The data used here is sourced from the following open dataset provided by the Swiss Federal Institute for Forest, Snow and Landscape Research WSL, downloadable at envidat.ch. Citation:
SLF (2017): Fatal avalanche accidents in Switzerland since 1995-1996; WSL Institute for Snow and Avalanche Research SLF; doi:10.16904/13.
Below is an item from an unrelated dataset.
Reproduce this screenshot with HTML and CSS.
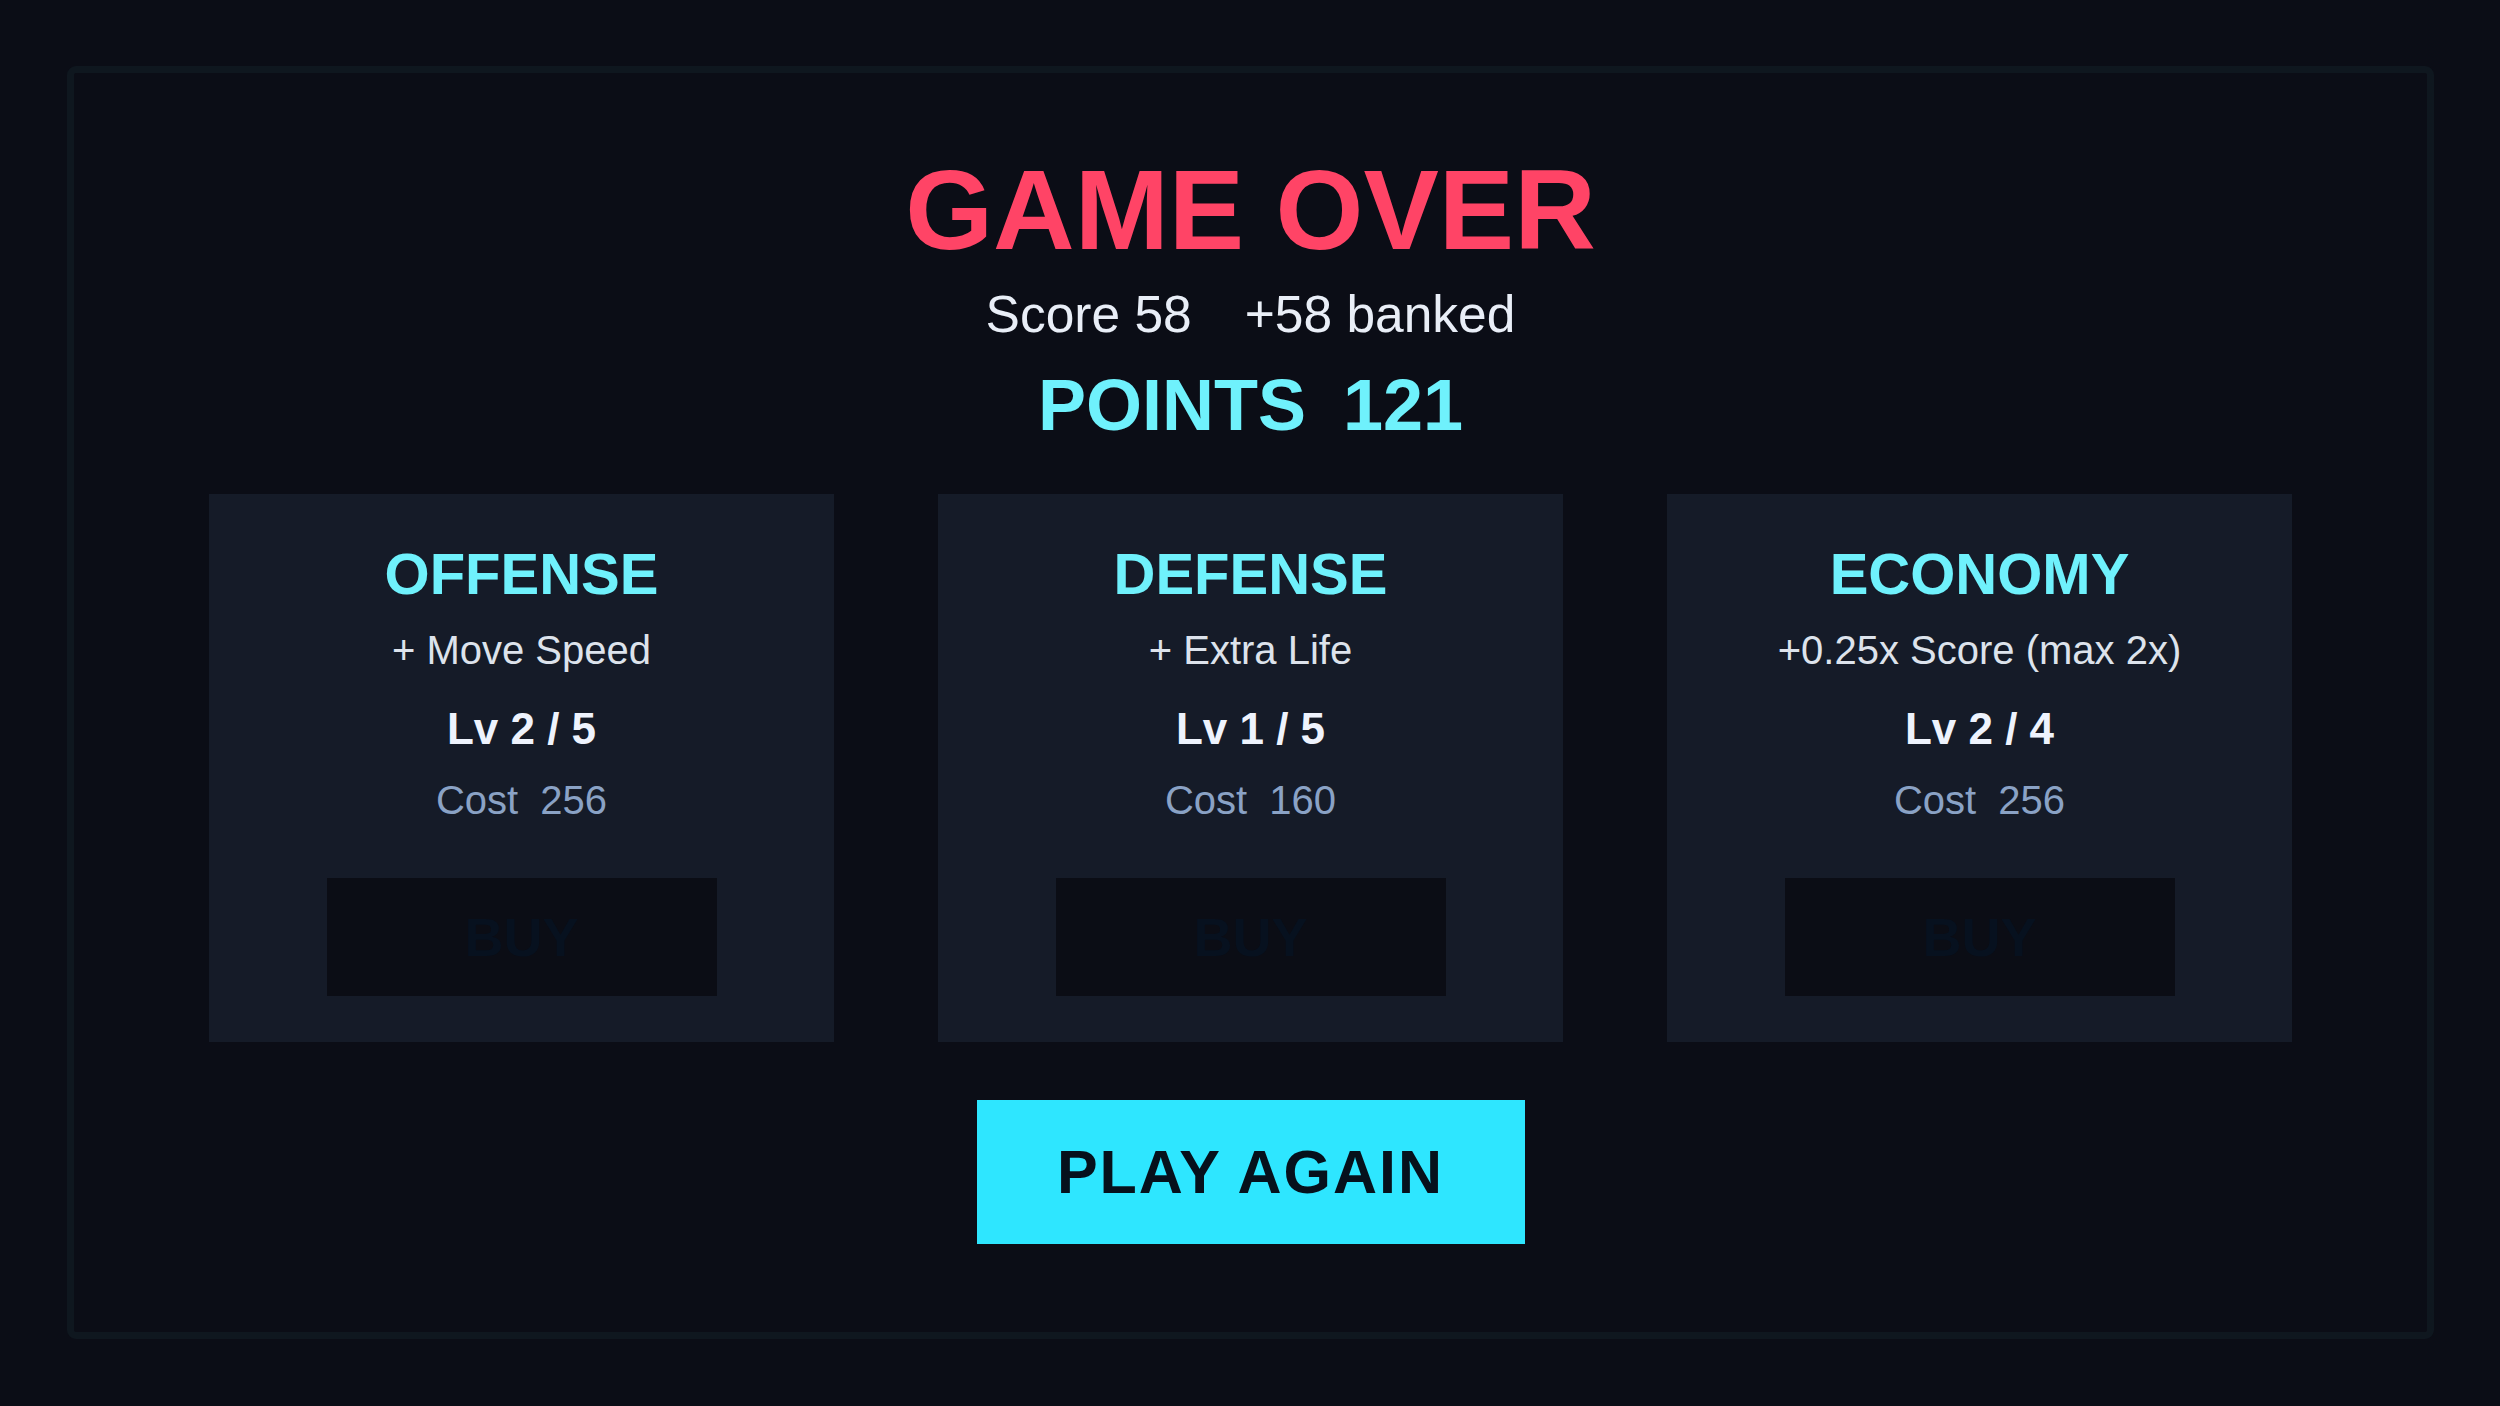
FILE: index.html
```html
<!DOCTYPE html>
<html lang="en">
<head>
<meta charset="utf-8">
<title>Game Over</title>
<link rel="stylesheet" href="styles.css">
</head>
<body>
<main class="frame">
  <h1 class="title">GAME OVER</h1>
  <div class="score-line">
    <span>Score 58</span>
    <span>+58 banked</span>
  </div>
  <div class="points-line">
    <span>POINTS</span>
    <span>121</span>
  </div>
  <section class="shop">
    <div class="card">
      <h2 class="card-title">OFFENSE</h2>
      <div class="card-desc">+ Move Speed</div>
      <div class="card-level">Lv 2 / 5</div>
      <div class="card-cost">Cost  256</div>
      <button class="buy">BUY</button>
    </div>
    <div class="card">
      <h2 class="card-title">DEFENSE</h2>
      <div class="card-desc">+ Extra Life</div>
      <div class="card-level">Lv 1 / 5</div>
      <div class="card-cost">Cost  160</div>
      <button class="buy">BUY</button>
    </div>
    <div class="card">
      <h2 class="card-title">ECONOMY</h2>
      <div class="card-desc">+0.25x Score (max 2x)</div>
      <div class="card-level">Lv 2 / 4</div>
      <div class="card-cost">Cost  256</div>
      <button class="buy">BUY</button>
    </div>
  </section>
  <button class="play">PLAY AGAIN</button>
</main>
</body>
</html>
```
FILE: styles.css
```css
html, body {
  margin: 0;
  padding: 0;
  background: #0b0d16;
}

body {
  padding: 66px 66px 67px 67px;
  font-family: "Liberation Sans", Arial, Helvetica, sans-serif;
}

.frame {
  box-sizing: border-box;
  width: 2367px;
  height: 1273px;
  border: 7px solid #0f171f;
  border-radius: 9px;
  padding-top: 81px;
  display: flex;
  flex-direction: column;
  align-items: center;
}

.title {
  margin: 0;
  font-size: 113px;
  line-height: 113px;
  font-weight: 700;
  color: #ff4466;
}

.score-line {
  margin-top: 17px;
  display: flex;
  gap: 53px;
  font-size: 51.5px;
  line-height: 60px;
  color: #e9eef7;
}

.points-line {
  margin-top: 21px;
  display: flex;
  gap: 37px;
  font-size: 72px;
  line-height: 80px;
  font-weight: 700;
  color: #6ff1fc;
}

.shop {
  margin-top: 49px;
  display: flex;
  gap: 104px;
}

.card {
  box-sizing: border-box;
  width: 625px;
  height: 548px;
  background: #151b28;
  padding-top: 45px;
  display: flex;
  flex-direction: column;
  align-items: center;
}

.card-title {
  margin: 0;
  font-size: 58px;
  line-height: 70px;
  font-weight: 700;
  color: #6ff1fc;
}

.card-desc {
  margin-top: 16px;
  font-size: 40px;
  line-height: 50px;
  color: #dde3ec;
}

.card-level {
  margin-top: 29px;
  font-size: 44px;
  line-height: 50px;
  font-weight: 700;
  color: #eef3fd;
}

.card-cost {
  margin-top: 21px;
  font-size: 40px;
  line-height: 50px;
  color: #8aa2c5;
  white-space: pre;
}

.buy {
  margin-top: 53px;
  width: 390px;
  height: 118px;
  border: none;
  padding: 0;
  background: #0b0d15;
  color: #07111f;
  font-family: inherit;
  font-size: 54px;
  font-weight: 700;
}

.play {
  margin-top: 58px;
  width: 548px;
  height: 144px;
  border: none;
  padding: 0;
  background: #2ee6ff;
  color: #06111c;
  font-family: inherit;
  font-size: 61px;
  letter-spacing: 2px;
  font-weight: 700;
}
```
The CSV file needs to be downloaded and converted to UTF-8, then placed in the same folder as this script under the filename avalancheaccidentsswitzerlandsince1995_utf8.csv
Additionally, State of natural hazard mapping (Cantons): Avalanches (opendata.swiss) gives an overview of the StorMe dataset, which could be explored on the national geoportal in a bit more detail, but is only available on request at the Federal Office for the Environment BAFU, the Institute for Snow and Avalanche Research SLF, or cantonal offices e.g. for the canton of Bern via the Geodata portal - Ereigniskataster. To give an impression of this statistical data, we include a map of it below.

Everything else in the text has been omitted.